** START **

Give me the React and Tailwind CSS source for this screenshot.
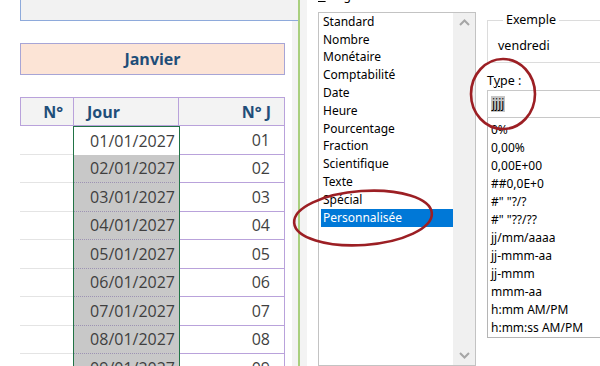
import React from "react";

const cats = ["Standard","Nombre","Monétaire","Comptabilité","Date","Heure","Pourcentage","Fraction","Scientifique","Texte","Spécial","Personnalisée"];
const types = ["0%","0,00%","0,00E+00","##0,0E+0",'#" "?/?','#" "??/??',"jj/mm/aaaa","jj-mmm-aa","jj-mmm","mmm-aa","h:mm AM/PM","h:mm:ss AM/PM"];
const rows = ["01","02","03","04","05","06","07","08","09"];

function Chevron({ up }) {
  return (
    <svg width="11" height="7" viewBox="0 0 11 7">
      <polyline points={up ? "1,6 5.5,1.5 10,6" : "1,1 5.5,5.5 10,1"} fill="none" stroke="#a6a6a6" strokeWidth="2" />
    </svg>
  );
}

export default function App() {
  return (
    <div className="relative w-[600px] h-[366px] overflow-hidden bg-white flex">
      {/* Spreadsheet */}
      <div className="w-[298px] shrink-0 flex flex-col pl-[20px] font-['Open_Sans',sans-serif] bg-[linear-gradient(to_right,#ffffff_292px,#f3f3f3_292px)]">
        <div className="h-[21px] shrink-0 bg-[#f2f2f2] border-l border-b border-[#8eaadb]" />
        <div className="mt-[22px] h-[32px] w-[265px] shrink-0 bg-[#fce4d6] border border-[#a7a5d6] flex items-center justify-center text-[16px] font-bold text-[#1f4e79]">
          Janvier
        </div>
        <div className="mt-[22px] w-[265px] h-[29px] shrink-0 flex bg-[#f3f3f3] border border-[#b9a2db] text-[16px] font-bold text-[#1f4e79]">
          <div className="w-[53px] flex items-center justify-end pr-[10px] border-r border-[#b9a2db]">N°</div>
          <div className="w-[105px] flex items-center pl-[13px] border-r border-[#b9a2db]">Jour</div>
          <div className="flex-1 flex items-center justify-end pr-[13px]">N° J</div>
        </div>
        {rows.map((r, i) => (
          <div key={r} className="w-[265px] h-[28.5px] shrink-0 flex text-[16px] text-[#3f3f3f]">
            <div className="w-[53px] border-b border-[#e4e4e4]" />
            <div className={`w-[107px] flex items-center justify-end pr-[4px] border-l-[1.5px] border-r-[1.5px] border-[#217346] ${i === 0 ? "bg-white border-t-[1.5px]" : "bg-[#c8c8c8]"}`}>
              <div className={`w-full h-full flex items-center justify-end ${i === 0 ? "" : "border-b border-dotted border-[#9d93b3]"}`}>{r}/01/2027</div>
            </div>
            <div className="flex-1 flex items-center justify-end pr-[14px] border-b border-r border-[#b9a2db]">{r}</div>
          </div>
        ))}
      </div>

      {/* green separator */}
      <div className="w-[2px] shrink-0 bg-[#a9cf7e]" />

      {/* Dialog */}
      <div className="flex-1 flex bg-white font-['Noto_Sans',sans-serif] text-[12px] text-black">
        <div className="w-[7px] shrink-0 bg-[#f3f3f3]" />
        <div className="w-[11px] shrink-0" />
        {/* category list */}
        <div className="w-[158px] shrink-0 flex flex-col">
          <div className="h-[12px] -mt-[10px] leading-[12px]"><span className="underline">C</span>atégorie :</div>
          <div className="mt-[10px] h-[356px] border border-[#c3c3c3] flex">
            <div className="flex-1 flex flex-col">
              {cats.map((c) => (
                <div key={c} className={`h-[17.8px] shrink-0 ml-[2px] pl-[2px] flex items-center leading-none ${c === "Personnalisée" ? "bg-[#0078d7] text-white" : ""}`}>{c}</div>
              ))}
            </div>
            <div className="w-[22px] bg-[#f0f0f0] flex flex-col items-center justify-between py-[6px]">
              <Chevron up />
              <Chevron />
            </div>
          </div>
        </div>
        <div className="w-[11px] shrink-0" />
        {/* right column */}
        <div className="w-[140px] shrink-0 flex flex-col">
          <fieldset className="mt-[12px] h-[51px] border border-[#dcdcdc] pl-[10px]">
            <legend className="ml-[5px] px-[3px] text-[12.5px] leading-[16px]">Exemple</legend>
            <div className="mt-[10px] leading-[16px] text-[12.5px]">vendredi</div>
          </fieldset>
          <div className="mt-[10px] h-[16px] leading-[16px] text-[12.5px]">T<span className="underline">y</span>pe :</div>
          <div className="mt-[1px] h-[28px] border border-[#c8c8c8] flex items-center pl-[3px]">
            <span className="bg-[#c6c6c6] leading-[16px] px-[1px]">jjjj</span>
          </div>
          <div className="h-[220px] border-l border-b border-[#b5b5b5] pt-[3px] pl-[3px] flex flex-col">
            {types.map((t) => (
              <div key={t} className="h-[18px] shrink-0 flex items-center leading-none whitespace-pre">{t}</div>
            ))}
          </div>
        </div>
      </div>

      {/* red annotation ellipses */}
      <svg className="absolute inset-0 pointer-events-none" width="600" height="366" viewBox="0 0 600 366">
        <ellipse cx="363" cy="218" rx="69" ry="27" transform="rotate(-4 363 218)" fill="none" stroke="#9c1f24" strokeWidth="2.6" />
        <ellipse cx="503" cy="94" rx="32" ry="35" fill="none" stroke="#9c1f24" strokeWidth="2.6" />
      </svg>
    </div>
  );
}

** END **

* Objective
Print out the whole of the material word for word, without pictures.

* Expected answer
Give me the React and Tailwind CSS source for this screenshot.
import React from "react";

const cats = ["Standard","Nombre","Monétaire","Comptabilité","Date","Heure","Pourcentage","Fraction","Scientifique","Texte","Spécial","Personnalisée"];
const types = ["0%","0,00%","0,00E+00","##0,0E+0",'#" "?/?','#" "??/??',"jj/mm/aaaa","jj-mmm-aa","jj-mmm","mmm-aa","h:mm AM/PM","h:mm:ss AM/PM"];
const rows = ["01","02","03","04","05","06","07","08","09"];

function Chevron({ up }) {
  return (
    <svg width="11" height="7" viewBox="0 0 11 7">
      <polyline points={up ? "1,6 5.5,1.5 10,6" : "1,1 5.5,5.5 10,1"} fill="none" stroke="#a6a6a6" strokeWidth="2" />
    </svg>
  );
}

export default function App() {
  return (
    <div className="relative w-[600px] h-[366px] overflow-hidden bg-white flex">
      {/* Spreadsheet */}
      <div className="w-[298px] shrink-0 flex flex-col pl-[20px] font-['Open_Sans',sans-serif] bg-[linear-gradient(to_right,#ffffff_292px,#f3f3f3_292px)]">
        <div className="h-[21px] shrink-0 bg-[#f2f2f2] border-l border-b border-[#8eaadb]" />
        <div className="mt-[22px] h-[32px] w-[265px] shrink-0 bg-[#fce4d6] border border-[#a7a5d6] flex items-center justify-center text-[16px] font-bold text-[#1f4e79]">
          Janvier
        </div>
        <div className="mt-[22px] w-[265px] h-[29px] shrink-0 flex bg-[#f3f3f3] border border-[#b9a2db] text-[16px] font-bold text-[#1f4e79]">
          <div className="w-[53px] flex items-center justify-end pr-[10px] border-r border-[#b9a2db]">N°</div>
          <div className="w-[105px] flex items-center pl-[13px] border-r border-[#b9a2db]">Jour</div>
          <div className="flex-1 flex items-center justify-end pr-[13px]">N° J</div>
        </div>
        {rows.map((r, i) => (
          <div key={r} className="w-[265px] h-[28.5px] shrink-0 flex text-[16px] text-[#3f3f3f]">
            <div className="w-[53px] border-b border-[#e4e4e4]" />
            <div className={`w-[107px] flex items-center justify-end pr-[4px] border-l-[1.5px] border-r-[1.5px] border-[#217346] ${i === 0 ? "bg-white border-t-[1.5px]" : "bg-[#c8c8c8]"}`}>
              <div className={`w-full h-full flex items-center justify-end ${i === 0 ? "" : "border-b border-dotted border-[#9d93b3]"}`}>{r}/01/2027</div>
            </div>
            <div className="flex-1 flex items-center justify-end pr-[14px] border-b border-r border-[#b9a2db]">{r}</div>
          </div>
        ))}
      </div>

      {/* green separator */}
      <div className="w-[2px] shrink-0 bg-[#a9cf7e]" />

      {/* Dialog */}
      <div className="flex-1 flex bg-white font-['Noto_Sans',sans-serif] text-[12px] text-black">
        <div className="w-[7px] shrink-0 bg-[#f3f3f3]" />
        <div className="w-[11px] shrink-0" />
        {/* category list */}
        <div className="w-[158px] shrink-0 flex flex-col">
          <div className="h-[12px] -mt-[10px] leading-[12px]"><span className="underline">C</span>atégorie :</div>
          <div className="mt-[10px] h-[356px] border border-[#c3c3c3] flex">
            <div className="flex-1 flex flex-col">
              {cats.map((c) => (
                <div key={c} className={`h-[17.8px] shrink-0 ml-[2px] pl-[2px] flex items-center leading-none ${c === "Personnalisée" ? "bg-[#0078d7] text-white" : ""}`}>{c}</div>
              ))}
            </div>
            <div className="w-[22px] bg-[#f0f0f0] flex flex-col items-center justify-between py-[6px]">
              <Chevron up />
              <Chevron />
            </div>
          </div>
        </div>
        <div className="w-[11px] shrink-0" />
        {/* right column */}
        <div className="w-[140px] shrink-0 flex flex-col">
          <fieldset className="mt-[12px] h-[51px] border border-[#dcdcdc] pl-[10px]">
            <legend className="ml-[5px] px-[3px] text-[12.5px] leading-[16px]">Exemple</legend>
            <div className="mt-[10px] leading-[16px] text-[12.5px]">vendredi</div>
          </fieldset>
          <div className="mt-[10px] h-[16px] leading-[16px] text-[12.5px]">T<span className="underline">y</span>pe :</div>
          <div className="mt-[1px] h-[28px] border border-[#c8c8c8] flex items-center pl-[3px]">
            <span className="bg-[#c6c6c6] leading-[16px] px-[1px]">jjjj</span>
          </div>
          <div className="h-[220px] border-l border-b border-[#b5b5b5] pt-[3px] pl-[3px] flex flex-col">
            {types.map((t) => (
              <div key={t} className="h-[18px] shrink-0 flex items-center leading-none whitespace-pre">{t}</div>
            ))}
          </div>
        </div>
      </div>

      {/* red annotation ellipses */}
      <svg className="absolute inset-0 pointer-events-none" width="600" height="366" viewBox="0 0 600 366">
        <ellipse cx="363" cy="218" rx="69" ry="27" transform="rotate(-4 363 218)" fill="none" stroke="#9c1f24" strokeWidth="2.6" />
        <ellipse cx="503" cy="94" rx="32" ry="35" fill="none" stroke="#9c1f24" strokeWidth="2.6" />
      </svg>
    </div>
  );
}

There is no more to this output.